Traduit de l'anglais : Leïla Colombier
Elizabeth Jane Howard
Biographie de l'auteure :
Née en 1923, Elizabeth Jane Howard est l’auteur de quinze romans. Les Cazalet Chronicles – The Light Years, Marking Time, Confusion et Casting Off – sont devenus des classiques modernes au Royaume-Uni et ont été adaptés en série pour la BBC et pour BBC Radio 4. Elle a également écrit son autobiographie, Slipstream. Elle est morte en janvier 2014, après la parution du 5e volume des Cazalet Chronicles, All Change.
Présentation de l'éditeur
Londres, 1950. Antonia et Conrad Fleming donnent un dîner pour les fiançailles de leur fils Julian, chez eux, dans le quartier chic de Campden Hill Square. Derrière les apparences policées d’une soirée mondaine, Antonia mesure, à quarante-trois ans, l’échec de son propre mariage.
Londres, 1942. Mrs Fleming retrouve son époux pendant une permission.
Saint-Tropez, 1937. Écourtant ses vacances en famille, Conrad s’échappe pour retrouver sa maîtresse.
Paris, 1927. Antonia, dès sa lune de miel, commence à deviner l’emprise étouffante et sarcastique qu’exercera sur elle son mari.
Sussex, 1926. À dix-neuf ans, Antonia, pour échapper à la jalousie de sa mère et à la passivité de son père, n’a qu’une hâte : se marier…
La Longue-vue, si singulier par sa facture, possède le charme de ces œuvres où l’on voit une vie entière se déployer.
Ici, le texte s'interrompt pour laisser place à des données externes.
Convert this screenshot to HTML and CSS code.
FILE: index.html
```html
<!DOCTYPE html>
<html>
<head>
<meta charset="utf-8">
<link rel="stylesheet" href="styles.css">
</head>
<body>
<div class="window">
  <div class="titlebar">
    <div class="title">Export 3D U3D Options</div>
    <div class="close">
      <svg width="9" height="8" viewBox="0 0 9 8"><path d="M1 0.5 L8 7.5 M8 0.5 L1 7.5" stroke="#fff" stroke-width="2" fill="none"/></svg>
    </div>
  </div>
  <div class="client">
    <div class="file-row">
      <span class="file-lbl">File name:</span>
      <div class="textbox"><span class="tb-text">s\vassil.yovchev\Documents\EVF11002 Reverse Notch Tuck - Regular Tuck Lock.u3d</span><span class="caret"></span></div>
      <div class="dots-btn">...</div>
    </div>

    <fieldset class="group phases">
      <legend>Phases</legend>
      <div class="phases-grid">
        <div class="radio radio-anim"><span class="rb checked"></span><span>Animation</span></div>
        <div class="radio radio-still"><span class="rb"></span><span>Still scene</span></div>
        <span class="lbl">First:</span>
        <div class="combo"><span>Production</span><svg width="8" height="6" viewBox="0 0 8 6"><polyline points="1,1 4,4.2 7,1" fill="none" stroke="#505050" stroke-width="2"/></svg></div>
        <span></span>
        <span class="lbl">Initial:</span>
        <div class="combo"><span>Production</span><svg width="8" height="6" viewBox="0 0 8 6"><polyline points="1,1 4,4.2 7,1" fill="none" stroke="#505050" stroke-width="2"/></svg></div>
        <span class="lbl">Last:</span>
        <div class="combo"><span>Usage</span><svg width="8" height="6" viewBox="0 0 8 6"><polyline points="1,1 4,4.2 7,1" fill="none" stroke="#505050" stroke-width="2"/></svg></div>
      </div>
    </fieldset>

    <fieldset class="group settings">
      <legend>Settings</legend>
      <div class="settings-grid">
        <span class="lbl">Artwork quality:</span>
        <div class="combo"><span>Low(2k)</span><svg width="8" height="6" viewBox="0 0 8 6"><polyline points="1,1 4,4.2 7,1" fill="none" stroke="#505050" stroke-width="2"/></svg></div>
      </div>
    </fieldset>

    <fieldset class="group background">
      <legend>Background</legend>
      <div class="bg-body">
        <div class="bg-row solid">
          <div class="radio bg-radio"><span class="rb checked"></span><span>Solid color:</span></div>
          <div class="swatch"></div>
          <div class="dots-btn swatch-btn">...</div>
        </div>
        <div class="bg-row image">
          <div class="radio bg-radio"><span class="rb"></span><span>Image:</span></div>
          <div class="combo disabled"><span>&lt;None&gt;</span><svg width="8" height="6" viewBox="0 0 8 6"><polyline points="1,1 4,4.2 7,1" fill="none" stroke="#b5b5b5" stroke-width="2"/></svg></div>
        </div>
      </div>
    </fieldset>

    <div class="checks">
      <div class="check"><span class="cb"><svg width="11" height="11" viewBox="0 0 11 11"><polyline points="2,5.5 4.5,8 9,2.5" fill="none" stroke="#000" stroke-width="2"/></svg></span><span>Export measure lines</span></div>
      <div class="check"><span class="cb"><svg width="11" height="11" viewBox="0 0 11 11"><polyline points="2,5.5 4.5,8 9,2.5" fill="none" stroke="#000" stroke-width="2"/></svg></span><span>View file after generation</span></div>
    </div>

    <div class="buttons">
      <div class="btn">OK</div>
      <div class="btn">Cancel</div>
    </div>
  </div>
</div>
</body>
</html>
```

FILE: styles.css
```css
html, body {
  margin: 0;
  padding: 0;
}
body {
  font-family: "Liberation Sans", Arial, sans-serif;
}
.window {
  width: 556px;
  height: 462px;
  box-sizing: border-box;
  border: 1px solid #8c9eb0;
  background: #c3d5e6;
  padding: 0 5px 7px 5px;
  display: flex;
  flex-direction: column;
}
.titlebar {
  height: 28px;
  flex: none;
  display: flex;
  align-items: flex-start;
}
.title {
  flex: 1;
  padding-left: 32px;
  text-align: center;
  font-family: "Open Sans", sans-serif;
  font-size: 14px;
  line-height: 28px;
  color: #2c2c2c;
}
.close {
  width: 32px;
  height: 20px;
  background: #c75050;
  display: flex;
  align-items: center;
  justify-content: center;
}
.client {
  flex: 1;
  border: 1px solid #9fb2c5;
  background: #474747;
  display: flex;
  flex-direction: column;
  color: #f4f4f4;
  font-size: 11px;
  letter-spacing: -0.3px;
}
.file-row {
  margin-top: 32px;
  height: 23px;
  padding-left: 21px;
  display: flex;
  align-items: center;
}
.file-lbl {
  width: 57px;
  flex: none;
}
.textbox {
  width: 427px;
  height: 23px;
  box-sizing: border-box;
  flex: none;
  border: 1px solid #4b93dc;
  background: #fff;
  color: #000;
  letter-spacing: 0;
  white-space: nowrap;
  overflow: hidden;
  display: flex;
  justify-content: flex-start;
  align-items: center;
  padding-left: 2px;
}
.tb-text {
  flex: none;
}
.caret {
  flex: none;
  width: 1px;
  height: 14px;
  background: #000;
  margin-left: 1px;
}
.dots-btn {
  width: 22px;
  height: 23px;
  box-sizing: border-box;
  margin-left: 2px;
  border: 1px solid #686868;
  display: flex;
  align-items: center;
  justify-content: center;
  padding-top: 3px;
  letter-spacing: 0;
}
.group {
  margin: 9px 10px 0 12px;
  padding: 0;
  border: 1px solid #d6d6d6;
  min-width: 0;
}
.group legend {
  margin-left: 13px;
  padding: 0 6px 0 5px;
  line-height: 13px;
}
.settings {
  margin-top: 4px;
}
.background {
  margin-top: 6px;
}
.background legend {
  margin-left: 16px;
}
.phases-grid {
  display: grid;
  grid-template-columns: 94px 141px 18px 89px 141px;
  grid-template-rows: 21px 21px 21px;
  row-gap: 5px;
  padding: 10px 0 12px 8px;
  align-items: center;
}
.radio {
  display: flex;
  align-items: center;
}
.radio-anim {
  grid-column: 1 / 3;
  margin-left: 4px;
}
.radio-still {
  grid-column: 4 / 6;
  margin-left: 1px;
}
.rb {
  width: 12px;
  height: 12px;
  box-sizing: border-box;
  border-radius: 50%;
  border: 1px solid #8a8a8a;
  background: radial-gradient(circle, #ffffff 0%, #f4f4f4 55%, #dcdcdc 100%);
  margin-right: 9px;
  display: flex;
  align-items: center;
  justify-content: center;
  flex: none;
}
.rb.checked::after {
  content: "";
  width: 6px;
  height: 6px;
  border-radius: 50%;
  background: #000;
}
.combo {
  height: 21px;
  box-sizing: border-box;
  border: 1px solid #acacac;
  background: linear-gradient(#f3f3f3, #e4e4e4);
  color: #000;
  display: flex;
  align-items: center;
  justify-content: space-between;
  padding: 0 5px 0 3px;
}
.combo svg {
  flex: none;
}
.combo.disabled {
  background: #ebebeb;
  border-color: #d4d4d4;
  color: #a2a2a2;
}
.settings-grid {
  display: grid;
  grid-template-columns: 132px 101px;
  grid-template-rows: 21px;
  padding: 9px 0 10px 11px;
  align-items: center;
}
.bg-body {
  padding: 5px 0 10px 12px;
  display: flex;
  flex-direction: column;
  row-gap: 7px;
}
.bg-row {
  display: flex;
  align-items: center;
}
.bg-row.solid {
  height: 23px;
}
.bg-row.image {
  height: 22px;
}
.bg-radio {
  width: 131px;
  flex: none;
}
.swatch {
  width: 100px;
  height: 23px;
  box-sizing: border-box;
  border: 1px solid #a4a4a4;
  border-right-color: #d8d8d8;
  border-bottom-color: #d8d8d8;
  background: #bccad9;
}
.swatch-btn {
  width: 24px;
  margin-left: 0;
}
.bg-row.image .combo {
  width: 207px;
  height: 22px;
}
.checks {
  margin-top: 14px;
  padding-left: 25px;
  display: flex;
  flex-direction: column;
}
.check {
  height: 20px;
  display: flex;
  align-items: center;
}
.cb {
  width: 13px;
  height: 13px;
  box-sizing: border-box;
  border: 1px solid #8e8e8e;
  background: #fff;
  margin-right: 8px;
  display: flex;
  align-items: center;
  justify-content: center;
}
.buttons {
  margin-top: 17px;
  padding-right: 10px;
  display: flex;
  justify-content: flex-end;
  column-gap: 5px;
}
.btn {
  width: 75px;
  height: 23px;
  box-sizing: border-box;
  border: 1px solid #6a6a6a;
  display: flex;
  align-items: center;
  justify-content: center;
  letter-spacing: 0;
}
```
On retrouve toute la virtuosité d’Elizabeth Jane Howard dans ce qui n’est que son deuxième roman, sur les illusions perdues d’une femme observant à la longue-vue sa vie écoulée.
Ce roman publié pour la première fois en 1956, explore la vie d'Antonia Fleming. Le récit débute en 1950 alors qu'Antonia est mariée à Conrad, un historien renommé. Leur fils Julian va se fiancer et un repas est prévu pour fêter cette occasion en présence de tout le gotha londonien. Antonia mesure alors la faillite de son propre mariage. Grâce à une construction atypique puisque l'histoire se déploie à rebours, nous voyons défiler différentes périodes de la vie d'Antonia. On remonte ainsi le temps et on découvre les joies et les difficultés de sa vie conjugale. C'est comme une réflexion toute en nuances sur les aléas du mariage dans une société masculine. On comprend un peu mieux les secrets et les regrets que peut avoir Antonia au fil des épisodes de sa vie. L'auteure examine également les thèmes de la maternité, de l'amour, de la trahison et du passage du temps.
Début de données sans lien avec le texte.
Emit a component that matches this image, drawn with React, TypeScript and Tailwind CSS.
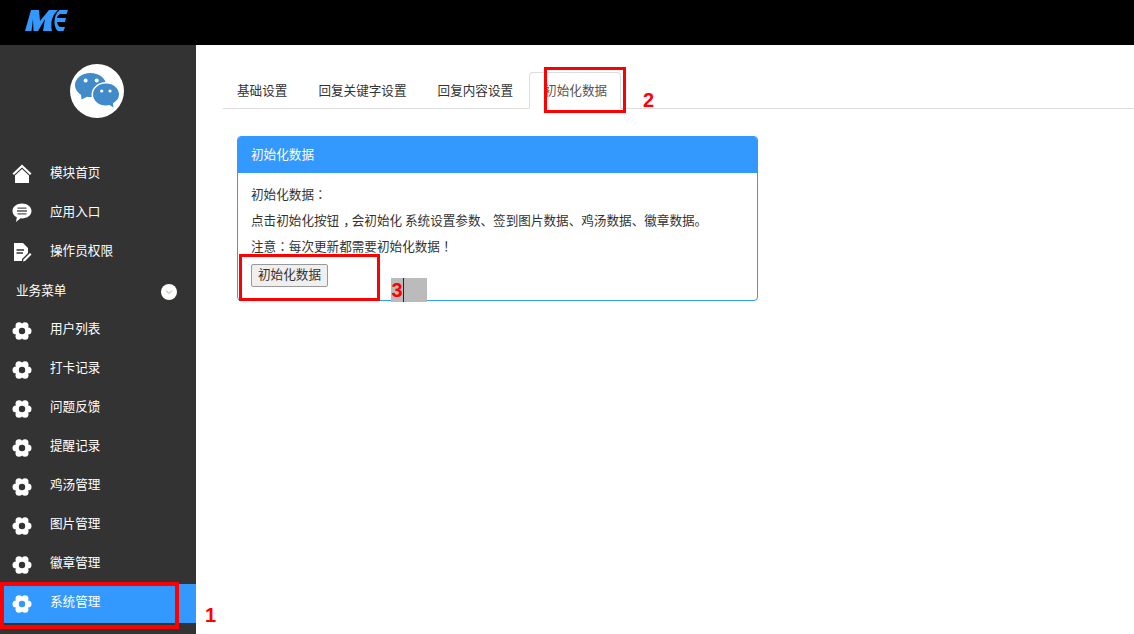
const font = "font-['Microsoft_YaHei','Noto_Sans_CJK_SC','Liberation_Sans',sans-serif]";

function Home() {
  return (
    <svg width="20" height="20" viewBox="0 0 20 20" fill="#fff" className="-mt-[2px]">
      <path d="M10 0.500 L19.500 9.500 L18 11 L10 3.500 L2 11 L0.500 9.500 Z" />
      <path d="M10 5 L17 11.500 V19 H3 V11.500 Z" />
    </svg>
  );
}

function Bubble() {
  return (
    <svg width="20" height="20" viewBox="0 0 20 20" className="-mt-[2px]">
      <path fill="#fff" d="M10 0.500C4.700 0.500 0.500 3.900 0.500 8c0 2.700 1.700 5 4.300 6.300L4 19l4.600-3.700c.5.100.9.100 1.400.100 5.300 0 9.500-3.300 9.500-7.400S15.300 0.500 10 0.500Z" />
      <path stroke="#555" strokeWidth="1.300" d="M5.500 5.200H14.500M5 8H15M5.500 10.800H14.500" />
    </svg>
  );
}

function Doc() {
  return (
    <svg width="20" height="20" viewBox="0 0 20 20" className="-mt-[2px]">
      <path fill="#fff" d="M2 1H11L16 6V11L10 17V19H2Z" />
      <path stroke="#333" strokeWidth="1.300" d="M4.500 8H12M4.500 11H11" />
      <path fill="#fff" d="M11.500 17.500L18 11L19.500 12.500L13 19L11 19.500Z" />
    </svg>
  );
}

function Gear({ hole }: { hole: string }) {
  const lobes = [
    [16, 10],
    [13, 4.800],
    [7, 4.800],
    [4, 10],
    [7, 15.200],
    [13, 15.200],
  ];
  return (
    <svg width="20" height="20" viewBox="0 0 20 20">
      {lobes.map(([x, y]) => (
        <circle key={`${x}-${y}`} cx={x} cy={y} r="3.500" fill="#fff" />
      ))}
      <circle cx="10" cy="10" r="6" fill="#fff" />
      <circle cx="10" cy="10" r="3.200" fill={hole} />
    </svg>
  );
}

const items = ["用户列表", "打卡记录", "问题反馈", "提醒记录", "鸡汤管理", "图片管理", "徽章管理"];

function Row({ label, icon, active }: { label: string; icon: React.ReactNode; active?: boolean }) {
  return (
    <div className={`flex h-[39px] items-center pl-[12px] text-[12.6px] text-white ${active ? "bg-[#3399ff]" : ""}`}>
      <span className="flex w-[38px] shrink-0">{icon}</span>
      <span className="pb-1">{label}</span>
    </div>
  );
}

const tabs = ["基础设置", "回复关键字设置", "回复内容设置"];

function P({ children }: { children: string }) {
  return <span className="font-['Noto_Sans_CJK_TC']">{children}</span>;
}

export default function App() {
  return (
    <div className={`relative flex h-[634px] w-[1134px] flex-col overflow-hidden bg-white ${font}`}>
      <header className="flex h-[45px] shrink-0 bg-black pb-[14px] pl-[25px] pt-[10px]">
        <svg width="43" height="21" viewBox="0 0 43 21" fill="#3399ff">
          <path d="M0 21 L6 0 H14 L15 11 L24 0 H33 C27 5 25 13 27 21 H18 L20 9 L13 21 H8.500 L8 9 L6.500 21 Z" />
          <path d="M34.500 0 H43 L41.500 4 H35.500 C33.500 4.500 32.500 6 32 8 H41 L40 12 H32 C32.500 15 34 17 36 17 H40 L38.500 21 H33 C28.500 18 27.500 6 34.500 0 Z" />
        </svg>
      </header>
      <div className="flex min-h-0 flex-1">
        <aside className="w-[196px] shrink-0 bg-[#333333]">
          <div className="flex h-[110px] justify-center pr-[2px] pt-[19px]">
            <div className="flex h-[54px] w-[54px] items-center justify-center rounded-full bg-white">
              <svg width="44" height="38" viewBox="0 0 44 38" className="shrink-0">
                <path fill="#428bca" d="M15.500 1C7 1 0 6.500 0 13c0 4 2.500 7.500 6 9.800L6.500 27.500 12 24.800c1.100.2 2.300.3 3.500.3C24 25.100 31 19.600 31 13S24 1 15.500 1Z" />
                <ellipse cx="31" cy="22.500" rx="14.500" ry="12.500" fill="#fff" />
                <path fill="#428bca" d="M31 11.500c-7.200 0-13 4.900-13 11s5.800 11 13 11c1.200 0 2.400-.1 3.500-.4l4 2.400-.6-4.200c3.700-2 6.100-5 6.100-8.800 0-6.100-5.800-11-13-11Z" />
                <circle cx="10.600" cy="8.600" r="2" fill="#fff" />
                <circle cx="21.700" cy="8.600" r="2" fill="#fff" />
                <circle cx="26.700" cy="19" r="1.600" fill="#fff" />
                <circle cx="35" cy="19" r="1.600" fill="#fff" />
              </svg>
            </div>
          </div>
          <Row label="模块首页" icon={<Home />} />
          <Row label="应用入口" icon={<Bubble />} />
          <Row label="操作员权限" icon={<Doc />} />
          <div className="flex h-[39px] items-center justify-between pl-4 pr-[19px] text-[12.6px] text-white">
            <span className="pb-[2px]">业务菜单</span>
            <span className="flex h-4 w-4 items-center justify-center rounded-full bg-white">
              <svg width="8" height="8" viewBox="0 0 8 8" fill="none" stroke="#b8a080" strokeWidth="1">
                <path d="M1 2.500L4 5.500L7 2.500" />
              </svg>
            </span>
          </div>
          {items.map((label) => (
            <Row key={label} label={label} icon={<Gear hole="#333333" />} />
          ))}
          <Row label="系统管理" icon={<Gear hole="#3399ff" />} active />
        </aside>
        <main className="min-w-0 flex-1 pl-[27px] pt-[27px] text-[12.6px] text-[#333333]">
          <nav className="flex h-[37px] items-stretch border-b border-[#dddddd]">
            {tabs.map((t) => (
              <span key={t} className="flex items-center pl-[14px] pr-[17px]">
                {t}
              </span>
            ))}
            <span className="relative -mb-px -ml-px flex w-[92px] items-center rounded-t border border-[#dddddd] border-b-white bg-white pl-[14px] text-[#555555]">
              初始化数据
            </span>
          </nav>
          <section className="ml-[14px] mt-[27px] h-[165px] w-[521px] overflow-hidden rounded border border-[#3399ff]">
            <div className="flex h-[36px] items-center bg-[#3399ff] pb-[2px] pl-[13px] text-white">初始化数据</div>
            <div className="px-[13px] pt-[8px]">
              <p className="leading-[26px]">初始化数据<P>：</P></p>
              <p className="leading-[26px]">点击初始化按钮<span className="pl-[4px] pr-[2.3px] font-['Noto_Sans_CJK_SC'] [font-feature-settings:'halt']">，</span>会初始化 系统设置参数、签到图片数据、鸡汤数据、徽章数据。</p>
              <p className="leading-[26px]">注意<P>：</P>每次更新都需要初始化数据<P>！</P></p>
              <button className="mt-[5px] flex h-[23px] w-[77px] items-center justify-center rounded-[2px] border border-[#999999] bg-[#efefef] pb-[2px] text-[12.6px] text-[#333333]">
                初始化数据
              </button>
            </div>
          </section>
        </main>
      </div>

      {/* screenshot annotations */}
      <div className="absolute left-0 top-[582px] h-[47px] w-[179px] border-[4px] border-[#ff0000]" />
      <div className="absolute left-[544px] top-[67px] h-[46px] w-[82px] border-[3px] border-[#ff0000]" />
      <div className="absolute left-[239px] top-[254px] h-[47px] w-[141px] border-[3px] border-[#ff0000]" />
      <div className="absolute left-[391px] top-[278px] flex h-[24px] w-[36px] bg-[#bbbbbb]">
        <span className="w-[13px] border-r border-[#222222] text-center font-['Liberation_Sans'] text-[20px] font-bold leading-[24px] text-[#ff0000]">3</span>
      </div>
      <span className="absolute left-[205px] top-[604px] font-['Liberation_Sans'] text-[20px] font-bold leading-[22px] text-[#ff0000]">1</span>
      <span className="absolute left-[643px] top-[89px] font-['Liberation_Sans'] text-[20px] font-bold leading-[22px] text-[#ff0000]">2</span>
    </div>
  );
}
On ne peut nier un savoir-faire dans l'exploration subtile des relations humaines, la profondeur psychologique est indéniable. Un roman introspectif qui nous apporte un éclairage fascinant sur la vie d'Antonia à travers plusieurs décennies, avec les changements inhérents au temps qui passe mais aussi à la perte des illusions. On pourrait penser à la crise de la quarantaine mais il y a plus que cela dans cet échec. J'ai toujours beaucoup de plaisir à lire Elizabeth Jane Howard, tout d’abord parce qu'elle me fait voyager dans le temps avec sa prose élégante et la société patriarcale qu'elle décrit mais aussi par sa capacité à capturer les sentiments humains. Une lecture enrichissante qui donne l'opportunité de comprendre que prendre du recul offre une perspective exceptionnelle sur le long terme de toute la dynamique qui se joue entre les personnages. Un roman qui a su me toucher. Un dernier mot pour saluer la sublime couverture. Bonne lecture.
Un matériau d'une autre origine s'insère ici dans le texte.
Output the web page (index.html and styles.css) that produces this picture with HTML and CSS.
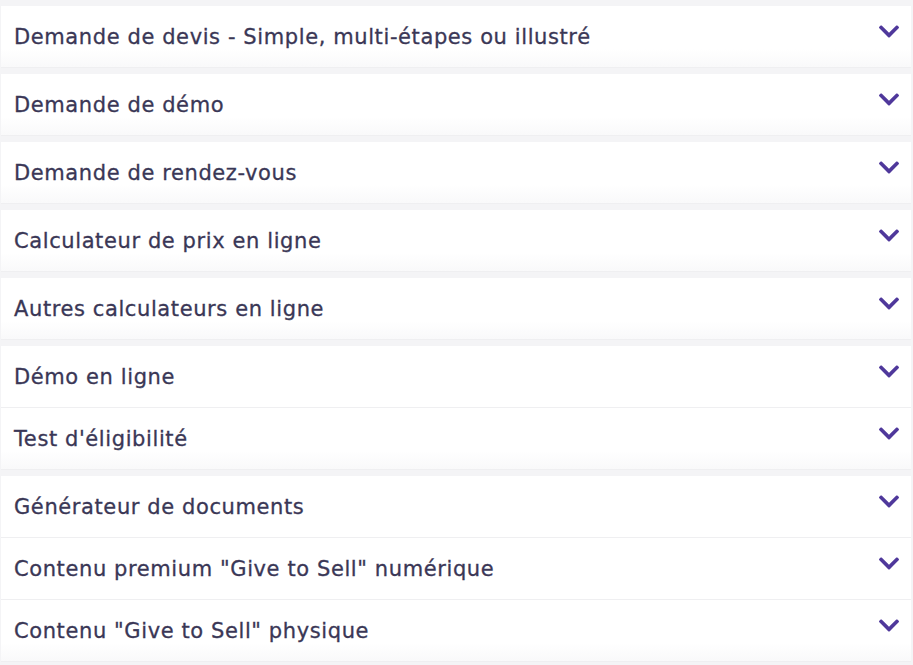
FILE: index.html
```html
<!DOCTYPE html>
<html lang="fr">
<head>
  <meta charset="UTF-8" />
  <meta name="viewport" content="width=device-width, initial-scale=1.0"/>
  <title>Cas d'usage</title>
  <link rel="stylesheet" href="styles.css">
</head>
<body>

  <div class="accordion">

    <div class="group">
      <div class="item"><span>Demande de devis - Simple, multi-étapes ou illustré</span>
        <svg class="chevron" viewBox="5 120 438 272"><path d="M207.029 381.476L12.686 187.132c-9.373-9.373-9.373-24.569 0-33.941l22.667-22.667c9.357-9.357 24.522-9.375 33.901-.04L224 284.505l154.745-154.021c9.379-9.335 24.544-9.317 33.901.04l22.667 22.667c9.373 9.373 9.373 24.569 0 33.941L240.971 381.476c-9.373 9.372-24.569 9.372-33.942 0z"/></svg>
      </div>
    </div>

    <div class="group">
      <div class="item"><span>Demande de démo</span>
        <svg class="chevron" viewBox="5 120 438 272"><path d="M207.029 381.476L12.686 187.132c-9.373-9.373-9.373-24.569 0-33.941l22.667-22.667c9.357-9.357 24.522-9.375 33.901-.04L224 284.505l154.745-154.021c9.379-9.335 24.544-9.317 33.901.04l22.667 22.667c9.373 9.373 9.373 24.569 0 33.941L240.971 381.476c-9.373 9.372-24.569 9.372-33.942 0z"/></svg>
      </div>
    </div>

    <div class="group">
      <div class="item"><span>Demande de rendez-vous</span>
        <svg class="chevron" viewBox="5 120 438 272"><path d="M207.029 381.476L12.686 187.132c-9.373-9.373-9.373-24.569 0-33.941l22.667-22.667c9.357-9.357 24.522-9.375 33.901-.04L224 284.505l154.745-154.021c9.379-9.335 24.544-9.317 33.901.04l22.667 22.667c9.373 9.373 9.373 24.569 0 33.941L240.971 381.476c-9.373 9.372-24.569 9.372-33.942 0z"/></svg>
      </div>
    </div>

    <div class="group">
      <div class="item"><span>Calculateur de prix en ligne</span>
        <svg class="chevron" viewBox="5 120 438 272"><path d="M207.029 381.476L12.686 187.132c-9.373-9.373-9.373-24.569 0-33.941l22.667-22.667c9.357-9.357 24.522-9.375 33.901-.04L224 284.505l154.745-154.021c9.379-9.335 24.544-9.317 33.901.04l22.667 22.667c9.373 9.373 9.373 24.569 0 33.941L240.971 381.476c-9.373 9.372-24.569 9.372-33.942 0z"/></svg>
      </div>
    </div>

    <div class="group">
      <div class="item"><span>Autres calculateurs en ligne</span>
        <svg class="chevron" viewBox="5 120 438 272"><path d="M207.029 381.476L12.686 187.132c-9.373-9.373-9.373-24.569 0-33.941l22.667-22.667c9.357-9.357 24.522-9.375 33.901-.04L224 284.505l154.745-154.021c9.379-9.335 24.544-9.317 33.901.04l22.667 22.667c9.373 9.373 9.373 24.569 0 33.941L240.971 381.476c-9.373 9.372-24.569 9.372-33.942 0z"/></svg>
      </div>
    </div>

    <div class="group">
      <div class="item"><span>Démo en ligne</span>
        <svg class="chevron" viewBox="5 120 438 272"><path d="M207.029 381.476L12.686 187.132c-9.373-9.373-9.373-24.569 0-33.941l22.667-22.667c9.357-9.357 24.522-9.375 33.901-.04L224 284.505l154.745-154.021c9.379-9.335 24.544-9.317 33.901.04l22.667 22.667c9.373 9.373 9.373 24.569 0 33.941L240.971 381.476c-9.373 9.372-24.569 9.372-33.942 0z"/></svg>
      </div>
      <div class="item"><span>Test d'éligibilité</span>
        <svg class="chevron" viewBox="5 120 438 272"><path d="M207.029 381.476L12.686 187.132c-9.373-9.373-9.373-24.569 0-33.941l22.667-22.667c9.357-9.357 24.522-9.375 33.901-.04L224 284.505l154.745-154.021c9.379-9.335 24.544-9.317 33.901.04l22.667 22.667c9.373 9.373 9.373 24.569 0 33.941L240.971 381.476c-9.373 9.372-24.569 9.372-33.942 0z"/></svg>
      </div>
    </div>

    <div class="group">
      <div class="item"><span>Générateur de documents</span>
        <svg class="chevron" viewBox="5 120 438 272"><path d="M207.029 381.476L12.686 187.132c-9.373-9.373-9.373-24.569 0-33.941l22.667-22.667c9.357-9.357 24.522-9.375 33.901-.04L224 284.505l154.745-154.021c9.379-9.335 24.544-9.317 33.901.04l22.667 22.667c9.373 9.373 9.373 24.569 0 33.941L240.971 381.476c-9.373 9.372-24.569 9.372-33.942 0z"/></svg>
      </div>
      <div class="item"><span>Contenu premium "Give to Sell" numérique</span>
        <svg class="chevron" viewBox="5 120 438 272"><path d="M207.029 381.476L12.686 187.132c-9.373-9.373-9.373-24.569 0-33.941l22.667-22.667c9.357-9.357 24.522-9.375 33.901-.04L224 284.505l154.745-154.021c9.379-9.335 24.544-9.317 33.901.04l22.667 22.667c9.373 9.373 9.373 24.569 0 33.941L240.971 381.476c-9.373 9.372-24.569 9.372-33.942 0z"/></svg>
      </div>
      <div class="item"><span>Contenu "Give to Sell" physique</span>
        <svg class="chevron" viewBox="5 120 438 272"><path d="M207.029 381.476L12.686 187.132c-9.373-9.373-9.373-24.569 0-33.941l22.667-22.667c9.357-9.357 24.522-9.375 33.901-.04L224 284.505l154.745-154.021c9.379-9.335 24.544-9.317 33.901.04l22.667 22.667c9.373 9.373 9.373 24.569 0 33.941L240.971 381.476c-9.373 9.372-24.569 9.372-33.942 0z"/></svg>
      </div>
    </div>

  </div>

</body>
</html>
```

FILE: styles.css
```css
body {
  font-family: 'DejaVu Sans', 'Open Sans', sans-serif;
  margin: 0;
  padding: 0;
  background-color: #f4f4f6;
}

.accordion {
  padding: 6px 2px 0 1px;
}

.group {
  margin-bottom: 6px;
  background-color: #fff;
}

.item {
  display: flex;
  justify-content: space-between;
  align-items: center;
  height: 61px;
  padding: 0 12px 0 13px;
  border-bottom: 1px solid #efeff1;
  background: linear-gradient(to bottom, #fff 70%, #f9f9fa 100%);
  color: #3a3756;
  font-size: 21px;
  letter-spacing: 0.6px;
  -webkit-text-stroke: 0.3px #3a3756;
}

.group .item:not(:last-child) {
  background: #fff;
}

.chevron {
  width: 20px;
  height: 13px;
  fill: #4f389b;
  margin-top: -11px;
}
```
Citations :Or elle ne pouvait pas se contenter de pleurer, de vitupérer, de condamner - comme le font si facilement les enfants ou les politiciens en difficulté ; elle n'avait aucune conviction toute faite et véhémente pour la soutenir ; pas de retraite intérieure où elle pût cesser d'être son propre juge, pas d'être divin débordant d'amour et de sagesse vers qui se tourner... Seulement le squelette des quelque vingt-cinq ans qu'elle avait devant elle, sur lequel greffer le tissu de sa vie.
Ce qu'elle avait accompli pendant tout ce temps était imperceptible : il n'y avait ni coup de projecteur ni rayon de soleil pour révéler ses capacités à s'occuper de leurs deux maisons, à élever leurs deux enfants, à s'apprêter et à apprêter le décor autour d'elle; la judicieuse remarque de Lewis Carroll sur la nécessité de courir autant qu'on le peut pour rester au même endroit s'appliquait aussi bien au mariage qu'au reste; mais, bien entendu, s'en tenir à ce principe ne vous menait nulle part; il n'y avait donc aucune raison d'espérer que le même homme passe un jour de plus en sa vieillissante et familière compagnie.